_Request_
Your task is to copy every line of this material exactly.

/---

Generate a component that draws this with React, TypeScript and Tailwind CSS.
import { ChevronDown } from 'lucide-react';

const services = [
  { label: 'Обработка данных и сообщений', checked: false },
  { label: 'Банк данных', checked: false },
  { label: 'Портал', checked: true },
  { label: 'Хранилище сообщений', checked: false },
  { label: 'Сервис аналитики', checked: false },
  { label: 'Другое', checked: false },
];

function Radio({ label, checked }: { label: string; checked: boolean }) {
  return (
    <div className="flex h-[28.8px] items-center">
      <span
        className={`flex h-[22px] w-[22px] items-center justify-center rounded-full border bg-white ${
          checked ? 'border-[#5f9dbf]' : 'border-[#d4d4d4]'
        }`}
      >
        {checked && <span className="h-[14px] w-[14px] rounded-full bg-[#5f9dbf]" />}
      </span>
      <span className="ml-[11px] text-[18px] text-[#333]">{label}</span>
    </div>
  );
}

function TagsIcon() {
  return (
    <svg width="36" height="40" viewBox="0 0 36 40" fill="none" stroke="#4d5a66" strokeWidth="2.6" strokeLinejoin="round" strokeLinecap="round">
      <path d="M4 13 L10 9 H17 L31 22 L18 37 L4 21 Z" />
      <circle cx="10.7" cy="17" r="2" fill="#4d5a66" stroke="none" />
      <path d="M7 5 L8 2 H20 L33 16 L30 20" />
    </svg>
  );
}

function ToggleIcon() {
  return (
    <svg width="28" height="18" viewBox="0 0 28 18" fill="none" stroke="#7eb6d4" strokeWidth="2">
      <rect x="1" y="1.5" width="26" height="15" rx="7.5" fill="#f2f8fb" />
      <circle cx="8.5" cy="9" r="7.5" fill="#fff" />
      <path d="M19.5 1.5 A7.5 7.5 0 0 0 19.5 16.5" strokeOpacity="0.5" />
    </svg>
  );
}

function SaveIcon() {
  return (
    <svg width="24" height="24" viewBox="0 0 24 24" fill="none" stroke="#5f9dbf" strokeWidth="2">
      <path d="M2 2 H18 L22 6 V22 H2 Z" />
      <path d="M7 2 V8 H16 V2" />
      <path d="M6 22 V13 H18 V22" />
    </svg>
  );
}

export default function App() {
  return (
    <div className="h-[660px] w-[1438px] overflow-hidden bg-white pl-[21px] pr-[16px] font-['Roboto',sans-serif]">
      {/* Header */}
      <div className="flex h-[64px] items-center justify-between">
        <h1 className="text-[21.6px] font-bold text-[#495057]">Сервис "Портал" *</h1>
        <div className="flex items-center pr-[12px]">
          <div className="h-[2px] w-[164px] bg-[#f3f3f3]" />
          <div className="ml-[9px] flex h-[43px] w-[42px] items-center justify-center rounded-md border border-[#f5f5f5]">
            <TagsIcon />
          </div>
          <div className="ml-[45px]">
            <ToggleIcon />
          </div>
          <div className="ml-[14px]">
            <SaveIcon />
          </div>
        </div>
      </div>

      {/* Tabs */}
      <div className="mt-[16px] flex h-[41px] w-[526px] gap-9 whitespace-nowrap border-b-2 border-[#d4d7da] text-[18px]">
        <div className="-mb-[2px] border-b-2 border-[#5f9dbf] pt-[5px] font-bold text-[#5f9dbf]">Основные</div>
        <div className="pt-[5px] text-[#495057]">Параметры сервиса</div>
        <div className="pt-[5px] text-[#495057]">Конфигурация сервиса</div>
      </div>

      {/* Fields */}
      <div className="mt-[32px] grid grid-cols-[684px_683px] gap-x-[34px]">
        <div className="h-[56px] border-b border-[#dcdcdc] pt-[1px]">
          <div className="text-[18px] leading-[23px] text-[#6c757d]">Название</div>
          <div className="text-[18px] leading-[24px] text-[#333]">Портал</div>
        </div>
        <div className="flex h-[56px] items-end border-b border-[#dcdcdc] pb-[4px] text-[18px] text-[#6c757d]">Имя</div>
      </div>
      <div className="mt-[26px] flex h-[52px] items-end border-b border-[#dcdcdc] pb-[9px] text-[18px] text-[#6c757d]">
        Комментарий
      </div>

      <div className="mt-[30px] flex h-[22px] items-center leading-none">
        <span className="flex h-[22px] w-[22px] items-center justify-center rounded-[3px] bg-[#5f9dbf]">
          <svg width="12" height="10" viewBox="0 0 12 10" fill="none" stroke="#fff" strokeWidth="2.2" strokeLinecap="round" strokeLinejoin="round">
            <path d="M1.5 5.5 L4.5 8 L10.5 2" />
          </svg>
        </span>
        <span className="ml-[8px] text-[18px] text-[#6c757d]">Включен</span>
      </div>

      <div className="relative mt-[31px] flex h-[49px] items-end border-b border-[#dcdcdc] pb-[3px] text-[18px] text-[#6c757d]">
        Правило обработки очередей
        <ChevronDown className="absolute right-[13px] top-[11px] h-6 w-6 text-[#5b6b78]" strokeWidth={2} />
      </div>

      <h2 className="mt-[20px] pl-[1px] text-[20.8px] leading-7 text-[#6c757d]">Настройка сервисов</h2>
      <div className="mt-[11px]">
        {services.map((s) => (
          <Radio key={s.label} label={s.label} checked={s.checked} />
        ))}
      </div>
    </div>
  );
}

\---

_Final result_
Generate a component that draws this with React, TypeScript and Tailwind CSS.
import { ChevronDown } from 'lucide-react';

const services = [
  { label: 'Обработка данных и сообщений', checked: false },
  { label: 'Банк данных', checked: false },
  { label: 'Портал', checked: true },
  { label: 'Хранилище сообщений', checked: false },
  { label: 'Сервис аналитики', checked: false },
  { label: 'Другое', checked: false },
];

function Radio({ label, checked }: { label: string; checked: boolean }) {
  return (
    <div className="flex h-[28.8px] items-center">
      <span
        className={`flex h-[22px] w-[22px] items-center justify-center rounded-full border bg-white ${
          checked ? 'border-[#5f9dbf]' : 'border-[#d4d4d4]'
        }`}
      >
        {checked && <span className="h-[14px] w-[14px] rounded-full bg-[#5f9dbf]" />}
      </span>
      <span className="ml-[11px] text-[18px] text-[#333]">{label}</span>
    </div>
  );
}

function TagsIcon() {
  return (
    <svg width="36" height="40" viewBox="0 0 36 40" fill="none" stroke="#4d5a66" strokeWidth="2.6" strokeLinejoin="round" strokeLinecap="round">
      <path d="M4 13 L10 9 H17 L31 22 L18 37 L4 21 Z" />
      <circle cx="10.7" cy="17" r="2" fill="#4d5a66" stroke="none" />
      <path d="M7 5 L8 2 H20 L33 16 L30 20" />
    </svg>
  );
}

function ToggleIcon() {
  return (
    <svg width="28" height="18" viewBox="0 0 28 18" fill="none" stroke="#7eb6d4" strokeWidth="2">
      <rect x="1" y="1.5" width="26" height="15" rx="7.5" fill="#f2f8fb" />
      <circle cx="8.5" cy="9" r="7.5" fill="#fff" />
      <path d="M19.5 1.5 A7.5 7.5 0 0 0 19.5 16.5" strokeOpacity="0.5" />
    </svg>
  );
}

function SaveIcon() {
  return (
    <svg width="24" height="24" viewBox="0 0 24 24" fill="none" stroke="#5f9dbf" strokeWidth="2">
      <path d="M2 2 H18 L22 6 V22 H2 Z" />
      <path d="M7 2 V8 H16 V2" />
      <path d="M6 22 V13 H18 V22" />
    </svg>
  );
}

export default function App() {
  return (
    <div className="h-[660px] w-[1438px] overflow-hidden bg-white pl-[21px] pr-[16px] font-['Roboto',sans-serif]">
      {/* Header */}
      <div className="flex h-[64px] items-center justify-between">
        <h1 className="text-[21.6px] font-bold text-[#495057]">Сервис "Портал" *</h1>
        <div className="flex items-center pr-[12px]">
          <div className="h-[2px] w-[164px] bg-[#f3f3f3]" />
          <div className="ml-[9px] flex h-[43px] w-[42px] items-center justify-center rounded-md border border-[#f5f5f5]">
            <TagsIcon />
          </div>
          <div className="ml-[45px]">
            <ToggleIcon />
          </div>
          <div className="ml-[14px]">
            <SaveIcon />
          </div>
        </div>
      </div>

      {/* Tabs */}
      <div className="mt-[16px] flex h-[41px] w-[526px] gap-9 whitespace-nowrap border-b-2 border-[#d4d7da] text-[18px]">
        <div className="-mb-[2px] border-b-2 border-[#5f9dbf] pt-[5px] font-bold text-[#5f9dbf]">Основные</div>
        <div className="pt-[5px] text-[#495057]">Параметры сервиса</div>
        <div className="pt-[5px] text-[#495057]">Конфигурация сервиса</div>
      </div>

      {/* Fields */}
      <div className="mt-[32px] grid grid-cols-[684px_683px] gap-x-[34px]">
        <div className="h-[56px] border-b border-[#dcdcdc] pt-[1px]">
          <div className="text-[18px] leading-[23px] text-[#6c757d]">Название</div>
          <div className="text-[18px] leading-[24px] text-[#333]">Портал</div>
        </div>
        <div className="flex h-[56px] items-end border-b border-[#dcdcdc] pb-[4px] text-[18px] text-[#6c757d]">Имя</div>
      </div>
      <div className="mt-[26px] flex h-[52px] items-end border-b border-[#dcdcdc] pb-[9px] text-[18px] text-[#6c757d]">
        Комментарий
      </div>

      <div className="mt-[30px] flex h-[22px] items-center leading-none">
        <span className="flex h-[22px] w-[22px] items-center justify-center rounded-[3px] bg-[#5f9dbf]">
          <svg width="12" height="10" viewBox="0 0 12 10" fill="none" stroke="#fff" strokeWidth="2.2" strokeLinecap="round" strokeLinejoin="round">
            <path d="M1.5 5.5 L4.5 8 L10.5 2" />
          </svg>
        </span>
        <span className="ml-[8px] text-[18px] text-[#6c757d]">Включен</span>
      </div>

      <div className="relative mt-[31px] flex h-[49px] items-end border-b border-[#dcdcdc] pb-[3px] text-[18px] text-[#6c757d]">
        Правило обработки очередей
        <ChevronDown className="absolute right-[13px] top-[11px] h-6 w-6 text-[#5b6b78]" strokeWidth={2} />
      </div>

      <h2 className="mt-[20px] pl-[1px] text-[20.8px] leading-7 text-[#6c757d]">Настройка сервисов</h2>
      <div className="mt-[11px]">
        {services.map((s) => (
          <Radio key={s.label} label={s.label} checked={s.checked} />
        ))}
      </div>
    </div>
  );
}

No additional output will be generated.